Noe serves as a paid administrative assistant for the SGA office. She is not being paid for the extra work she is doing as a student organization ambassador.
According to Washington and Hirsbrunner, Altum appointed Noe to a position she was not hired to, and the senate did not approve the appointment.
The second day of trial will begin proceedings April 11 at 2:30 p.m., after publication of this issue, in the Barrensen Ballroom in Tivoli.
Metro Assistant Budget Director Cipriana Patterson released an official statement on the SGA’s budget situation April 12.
The SGA won’t receive any money from the Student Affairs Board to cover the deficit it will incur over the remaining weeks of the SGA term. However, Metro’s administration will step in and provide funds to cover the shortfall using funds from an institutional reserve.
“They have agreed to cut costs to only include those that are absolutely necessary for operating,” Patterson wrote in the statement. “Based on this plan, the VP of Administration and Finance has [been] approved to work with the SGA to cover their deficit from Institutional Reserve.”
SGA elections for 2012-2013 begin April 16.
This semester, students will vote through their MetroConnect account. A new tag will appear that reads “Elections.”
There are six students running on three executive tickets — president and vice president. Three students are running for Student Trustee, one is running for Student Advisory Committee to the Auraria Board and 11 are running for 10 vacant senate seats.
Make sure to grab a copy of next week’s Metropolitan to read more on all of your candidates.
Board of Trustees
Student healthcare charges will again be included on students’ tuition and fees after the Board of Trustees convened April 5.
Veterans reported problems with the VA not paying the mandatory student health insurance because it was offered through a third party.
“This will insure that vets get their health insurance and not paying out of pocket for it,” Student Trustee Jacob LaBure said.
The veterans who were unable to pay for their health coverage had holds placed on their accounts. Also, because of the number of students who had not paid for their policies, the health care costs were driven up.

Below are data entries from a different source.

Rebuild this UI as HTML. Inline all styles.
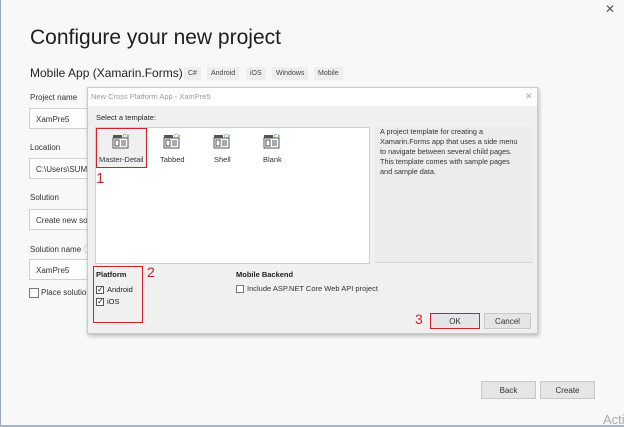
<!DOCTYPE html>
<html><head><meta charset="utf-8"><style>
*{margin:0;padding:0;box-sizing:border-box}
body{width:624px;height:427px;background:#f8f8f8;font-family:"Liberation Sans",sans-serif;position:relative;overflow:hidden;color:#222}
.a{position:absolute;white-space:nowrap}
.lbl{font-size:8px;color:#333}
.inp{position:absolute;left:29px;width:70px;height:21px;background:#fdfdfd;border:1px solid #cfcfcf;font-size:8px;color:#333;padding:6px 0 0 6px}
.tag{position:absolute;top:67px;height:13px;background:#eeeeee;font-size:7px;color:#444;padding:3px 4px 0}
.btn{position:absolute;background:#e5e5e5;border:1px solid #c8c8c8;font-size:8px;color:#333;text-align:center}
.cb{position:absolute;width:8px;height:8px;border:1px solid #555;background:#fff;font-size:8px;line-height:6px;text-align:center}
.red{color:#d0202a;font-size:14px}
.ic{position:absolute;width:18px;height:16px}
.tl{position:absolute;font-size:7.5px;color:#333;top:155px}
</style></head><body>
<div class="a" style="left:0;top:0;width:1px;height:427px;background:#9aa8ba"></div>
<div class="a" style="left:0;top:425px;width:624px;height:2px;background:#a8b4c4"></div>
<div class="a" style="left:605px;top:2px;font-size:12px;color:#555">✕</div>
<div class="a" style="left:30px;top:26px;font-size:21px;color:#1e1e1e">Configure your new project</div>
<div class="a" style="left:30px;top:66px;font-size:12px;color:#222">Mobile App (Xamarin.Forms)</div>
<div class="tag" style="left:184px">C#</div>
<div class="tag" style="left:207px">Android</div>
<div class="tag" style="left:246px">iOS</div>
<div class="tag" style="left:272px">Windows</div>
<div class="tag" style="left:314px">Mobile</div>
<div class="a lbl" style="left:30px;top:93px">Project name</div>
<div class="inp" style="top:108px">XamPre5</div>
<div class="a lbl" style="left:30px;top:143px">Location</div>
<div class="inp" style="top:158px">C:\Users\SUMIT</div>
<div class="a lbl" style="left:30px;top:193px">Solution</div>
<div class="inp" style="top:209px">Create new solu</div>
<div class="a lbl" style="left:30px;top:244px">Solution name <span style="color:#3a8fd0">ⓘ</span></div>
<div class="inp" style="top:259px">XamPre5</div>
<div class="a" style="left:29px;top:288px;width:10px;height:10px;border:1px solid #777;background:#fff"></div>
<div class="a lbl" style="left:41px;top:288px">Place solution</div>
<div class="btn" style="left:481px;top:381px;width:55px;height:18px;padding-top:4px">Back</div>
<div class="btn" style="left:540px;top:381px;width:55px;height:18px;padding-top:4px">Create</div>
<div class="a" style="left:603px;top:412px;font-size:13px;color:#aaa">Acti</div>

<div class="a" style="left:87px;top:87px;width:451px;height:247px;background:#f0f0f0;border:1px solid #c9c9c9;box-shadow:1px 2px 4px rgba(0,0,0,.25)"></div>
<div class="a" style="left:88px;top:88px;width:449px;height:18px;background:#fff"></div>
<div class="a" style="left:91px;top:92px;font-size:7.5px;color:#999">New Cross Platform App - XamPre5</div>
<div class="a" style="left:525px;top:91px;font-size:9px;color:#aaa">✕</div>
<div class="a" style="left:96px;top:113px;font-size:7.5px;color:#222">Select a template:</div>
<div class="a" style="left:95px;top:127px;width:275px;height:137px;background:#fff;border:1px solid #cfcfcf"></div>
<div class="a" style="left:375px;top:127px;width:158px;height:136px;background:#ececec;border-bottom:1px solid #d5d5d5"></div>
<div class="a" style="left:380px;top:127px;font-size:7.3px;line-height:10px;color:#333;white-space:normal;width:140px">A project template for creating a Xamarin.Forms app that uses a side menu to navigate between several child pages. This template comes with sample pages and sample data.</div>

<div class="a" style="left:96px;top:128px;width:51px;height:40px;border:1.5px solid #d0202a;background:#f0f0f0"></div>
<svg class="ic" style="left:112px;top:133px" viewBox="0 0 18 16"><rect x="1" y="2" width="9" height="3" fill="#555"/><rect x="1" y="5" width="15" height="10" fill="#fff" stroke="#555"/><rect x="3" y="7" width="4" height="6" fill="none" stroke="#555"/><path d="M9 8h5M9 10h5M9 12h5" stroke="#555"/><text x="11" y="5" font-size="5" fill="#3a9a3a" font-family="Liberation Sans">C#</text></svg>
<svg class="ic" style="left:163px;top:133px" viewBox="0 0 18 16"><rect x="1" y="2" width="9" height="3" fill="#555"/><rect x="1" y="5" width="15" height="10" fill="#fff" stroke="#555"/><rect x="3" y="7" width="4" height="6" fill="none" stroke="#555"/><path d="M9 8h5M9 10h5M9 12h5" stroke="#555"/><text x="11" y="5" font-size="5" fill="#3a9a3a" font-family="Liberation Sans">C#</text></svg>
<svg class="ic" style="left:213px;top:133px" viewBox="0 0 18 16"><rect x="1" y="2" width="9" height="3" fill="#555"/><rect x="1" y="5" width="15" height="10" fill="#fff" stroke="#555"/><rect x="3" y="7" width="4" height="6" fill="none" stroke="#555"/><path d="M9 8h5M9 10h5M9 12h5" stroke="#555"/><text x="11" y="5" font-size="5" fill="#3a9a3a" font-family="Liberation Sans">C#</text></svg>
<svg class="ic" style="left:263px;top:133px" viewBox="0 0 18 16"><rect x="1" y="2" width="9" height="3" fill="#555"/><rect x="1" y="5" width="15" height="10" fill="#fff" stroke="#555"/><rect x="3" y="7" width="4" height="6" fill="none" stroke="#555"/><path d="M9 8h5M9 10h5M9 12h5" stroke="#555"/><text x="11" y="5" font-size="5" fill="#3a9a3a" font-family="Liberation Sans">C#</text></svg>
<div class="tl" style="left:99px">Master-Detail</div>
<div class="tl" style="left:160px">Tabbed</div>
<div class="tl" style="left:214px">Shell</div>
<div class="tl" style="left:263px">Blank</div>
<div class="a red" style="left:96px;top:170px;font-size:15px">1</div>

<div class="a" style="left:93px;top:266px;width:50px;height:57px;border:1.5px solid #d0202a"></div>
<div class="a" style="left:96px;top:270px;font-size:7.5px;font-weight:bold">Platform</div>
<div class="cb" style="left:96px;top:286px">✓</div><div class="a" style="left:107px;top:285px;font-size:7.5px">Android</div>
<div class="cb" style="left:96px;top:298px">✓</div><div class="a" style="left:107px;top:297px;font-size:7.5px">iOS</div>
<div class="a red" style="left:147px;top:264px">2</div>
<div class="a" style="left:236px;top:270px;font-size:7.5px;font-weight:bold">Mobile Backend</div>
<div class="cb" style="left:236px;top:285px;border-color:#777"></div><div class="a" style="left:247px;top:284px;font-size:7.5px;color:#333">Include ASP.NET Core Web API project</div>
<div class="a red" style="left:415px;top:311px">3</div>
<div class="btn" style="left:430px;top:313px;width:50px;height:16px;padding-top:3px;border:1.5px solid #d0202a">OK</div>
<div class="btn" style="left:484px;top:313px;width:47px;height:16px;padding-top:3px">Cancel</div>
</body></html>
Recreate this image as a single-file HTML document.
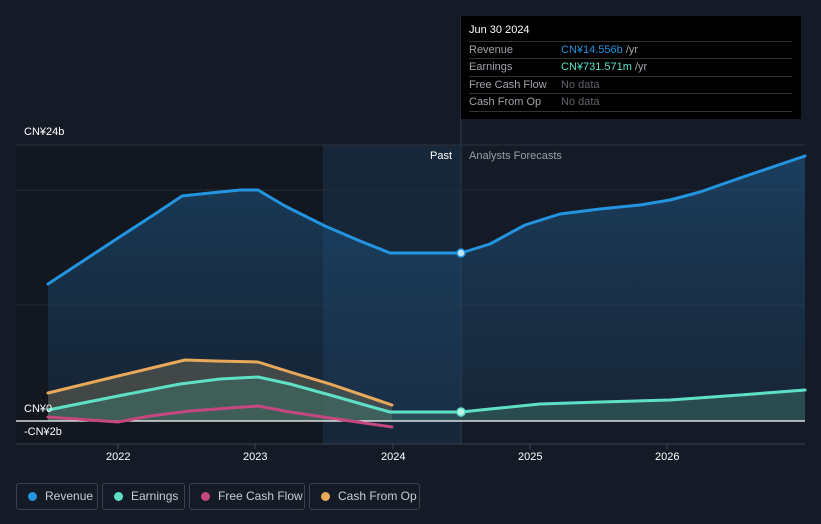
<!DOCTYPE html>
<html><head><meta charset="utf-8"><style>
body{margin:0;background:#151b26;font-family:"Liberation Sans",sans-serif;width:821px;height:524px;overflow:hidden;position:relative}
.t{position:absolute;font-size:11px;color:#fff}
.leg{position:absolute;top:483px;height:27px;border:1px solid #3a414d;border-radius:3px;box-sizing:border-box;color:#c9ccd1;font-size:12px;line-height:25px;padding-left:28px}
.leg i{position:absolute;left:11px;top:8px;width:9px;height:9px;border-radius:50%}
.tt{position:absolute;left:461px;top:16px;width:340px;height:103px;background:#000}
.tt div{position:absolute;left:8px;width:323px;font-size:11px;color:#a0a4ab;border-top:1px solid #333;height:17px;line-height:17px}
</style></head><body>
<svg width="821" height="524" style="position:absolute;left:0;top:0">
<defs><linearGradient id="g" x1="0" y1="0" x2="0" y2="1"><stop offset="0" stop-color="#1e5b8c" stop-opacity=".55"/><stop offset="1" stop-color="#1e4060" stop-opacity=".3"/></linearGradient></defs>
<rect x="16" y="145" width="307" height="299" fill="#121720"/>
<rect x="323" y="145" width="138" height="299" fill="#17273a"/>
<line x1="461" y1="16" x2="461" y2="444" stroke="#2a3a4d"/>
<line x1="16" y1="145" x2="805" y2="145" stroke="#2d333d"/>
<line x1="16" y1="190" x2="805" y2="190" stroke="#252b35"/>
<line x1="16" y1="305" x2="805" y2="305" stroke="#252b35"/>
<line x1="16" y1="444" x2="805" y2="444" stroke="#3a414d"/>
<path d="M48,284 L118,238 155,214 182,196 210,193 240,190 258,190 285,206 325,226 360,241 390,253 420,253 461,253 490,244 525,225 560,214 600,209 640,205 670,200 700,192 740,178 805,156 L805,421 L48,421Z" fill="url(#g)"/>
<path d="M48,393 L118,376 160,366 185,360 215,361 258,362 290,372 330,384 392,405 L392,421 48,421Z" fill="#6b6a55" opacity=".5"/>
<path d="M48,410 L118,396 180,384 220,379 258,377 290,384 330,395 365,405 390,412 461,412 500,408 540,404 600,402 670,400 740,395 805,390 L805,421 48,421Z" fill="#3f7a6e" opacity=".45"/>
<line x1="16" y1="421" x2="805" y2="421" stroke="#fff" stroke-width="1.2"/>
<g fill="none" stroke-width="3" stroke-linejoin="round" stroke-linecap="round">
<path d="M48,284 L118,238 155,214 182,196 210,193 240,190 258,190 285,206 325,226 360,241 390,253 420,253 461,253 490,244 525,225 560,214 600,209 640,205 670,200 700,192 740,178 805,156" stroke="#2394df"/>
<path d="M48,393 L118,376 160,366 185,360 215,361 258,362 290,372 330,384 392,405" stroke="#e8a95a"/>
<path d="M48,417 L118,422 150,416 190,411 230,408 258,406 290,412 330,418 392,427" stroke="#c4487f"/>
<path d="M48,410 L118,396 180,384 220,379 258,377 290,384 330,395 365,405 390,412 461,412 500,408 540,404 600,402 670,400 740,395 805,390" stroke="#5ee0c7"/>
</g>
<circle cx="461" cy="253" r="4" fill="#bfe3f7" stroke="#2394df" stroke-width="1.5"/>
<circle cx="461" cy="412" r="4" fill="#bff3e8" stroke="#5ee0c7" stroke-width="1.5"/>
<g stroke="#3a414d"><line x1="118" y1="444" x2="118" y2="449"/><line x1="255" y1="444" x2="255" y2="449"/><line x1="393" y1="444" x2="393" y2="449"/><line x1="530" y1="444" x2="530" y2="449"/><line x1="667" y1="444" x2="667" y2="449"/></g>
</svg>
<div class="t" style="left:24px;top:126px">CN¥24b</div>
<div class="t" style="left:24px;top:403px">CN¥0</div>
<div class="t" style="left:24px;top:426px">-CN¥2b</div>
<div class="t" style="left:430px;top:150px">Past</div>
<div class="t" style="left:469px;top:150px;color:#9a9fa6">Analysts Forecasts</div>
<div class="t" style="left:106px;top:451px">2022</div>
<div class="t" style="left:243px;top:451px">2023</div>
<div class="t" style="left:381px;top:451px">2024</div>
<div class="t" style="left:518px;top:451px">2025</div>
<div class="t" style="left:655px;top:451px">2026</div>
<div class="tt">
<span style="position:absolute;left:8px;top:8px;color:#fff;font-size:11px">Jun 30 2024</span>
<div style="top:25px">Revenue<span style="position:absolute;left:92px;color:#2394df">CN¥14.556b <span style="color:#a0a4ab">/yr</span></span></div>
<div style="top:42px">Earnings<span style="position:absolute;left:92px;color:#5ee0c7">CN¥731.571m <span style="color:#a0a4ab">/yr</span></span></div>
<div style="top:60px">Free Cash Flow<span style="position:absolute;left:92px;color:#5f636a">No data</span></div>
<div style="top:77px;border-bottom:1px solid #333">Cash From Op<span style="position:absolute;left:92px;color:#5f636a">No data</span></div>
</div>
<div class="leg" style="left:16px;width:82px"><i style="background:#2394df"></i>Revenue</div>
<div class="leg" style="left:102px;width:83px"><i style="background:#5ee0c7"></i>Earnings</div>
<div class="leg" style="left:189px;width:116px"><i style="background:#c4487f"></i>Free Cash Flow</div>
<div class="leg" style="left:309px;width:111px"><i style="background:#e8a95a"></i>Cash From Op</div>
</body></html>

“Now that we voted to go back to the old way,” LaBure said. “It will save students money and make it easier to stay in compliance.”
The Board was also notified that Metro students will face a tuition increase of about 13 percent starting in the fall semester.
“It’s kind of bad news for students, but it’s better than it could have been,” LaBure said.
The reason the increase in tuition was not as much as some expected is because the state budget was not cut as much as originally discussed.
LaBure said the tuition increase will help Metro catch up to the other peer institutions in regards to salary and other education expenses.
The state also will be giving Metro, classified as an underfunded school, more money based on the school’s new enrollments.